Another Democrat already in the race, former Sen. Ben Downing, said he never intended his race to focus on Baker or any other candidate.

“Governor Baker’s decision to not run for re-election marks an opportunity to both upend the culture of complacency on Beacon Hill and elect leadership committed to delivering much-needed change to all 351 communities in Massachusetts," Downing wrote.

Harvard Professor Danielle Allen is also running in the Democratic primary.

There is strong speculation that Attorney General Maura Healey could throw her hat into the ring, perhaps as early as next week.

Gina Christo, senior strategist on the Downing campaign, suggested that Baker vacating the seat is an "incredible opportunity to ignite an electorate" that hasn't engaged with state politics since Gov. Deval Patrick was reelected in 2010.

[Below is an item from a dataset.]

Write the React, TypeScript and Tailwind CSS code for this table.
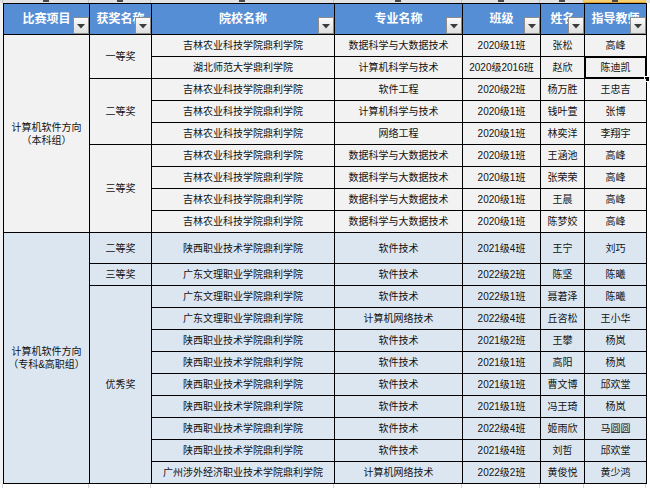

"What that means is, it's not just progressives, but it's the knitting together of progressives, moderates and people of color across the state, really leaning in heavily on gateway cities. There's this set of unenrolled voters who were Baker people who sit out the primary and vote in the general, and now those folks are up for grabs," Christo said.

State Democratic Party Chairman Gus Bickford saw Baker's departure as a sign that Baker and the Donald Trump-oriented GOP can no longer coexist.

"Charlie Baker was pushed out of office by his own Party which has completely adopted the tactics and policies of Donald Trump," Bickford wrote.

If Diehl is successful in capturing the GOP nomination, Bickford said voters will side with Democrats.

"Geoff Diehl and the Massachusetts Republican Party are offering chaos, division and policies that will drag our state back in time. We believe voters will choose progress in 2022," Bickford wrote.

This story was updated to include additional details and comments.